Thursday, 23 May 2013

How to eat an elephant. Part ii.

A few weeks ago, I wrote about my experiences of counselling and how difficult identifying the problem and actually dealing with it can be. 

Since writing about this, I've found that throwing the elephants out of the window maybe isn't as easy as I originally thought.  If you tie a piece of string to the elephant's tail and hold tight, you're never going to get rid of it.  (If you're confused about the elephants, read this post).

Since leaving my job, I've spent a lot of time reflecting and realised I've been clinging on to a lot of pieces of string.  And now they're all starting to get tangled.  Having a lot of metaphorical string in my head is not fun.  It turns out that even just working through the "easy" stuff isn't actually that easy.  Wish I'd seen that brick wall coming! 

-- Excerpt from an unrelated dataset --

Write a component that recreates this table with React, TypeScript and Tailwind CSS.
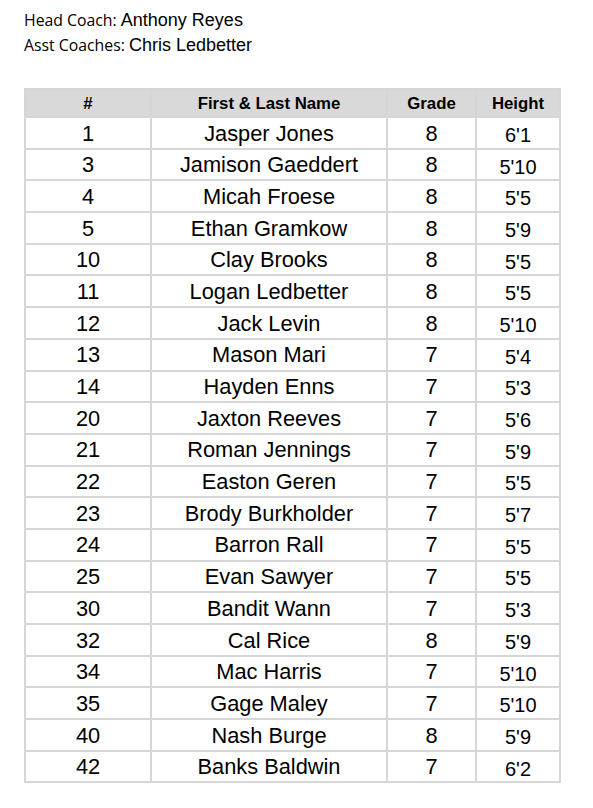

This week, I tried a new approach.  Instead of trying to store a herd of elephants in my head, I reverted to revision-mode and put my elephants down on paper.

Cue cards
Putting them down on cue cards took the elephants out of my head, and introducing my counsellor to my elephants lifted a massive weight from my shoulders.  The brick wall just got a little bit smaller.

But now I have a stack of issues staring me in the face.  It's hard to hide physical pieces of paper in the storage unit at the back of my mind.  Probably impossible.

Maybe this is what I need.  Maybe to get over that wall, I need to stare those elephants down. Bring it.

(NB, I'm aware I'm using a lot of metaphors.  There's probably some psycho-babble that would suggest I'm trying to avoid talking about something.  That's ok.  I like metaphors.)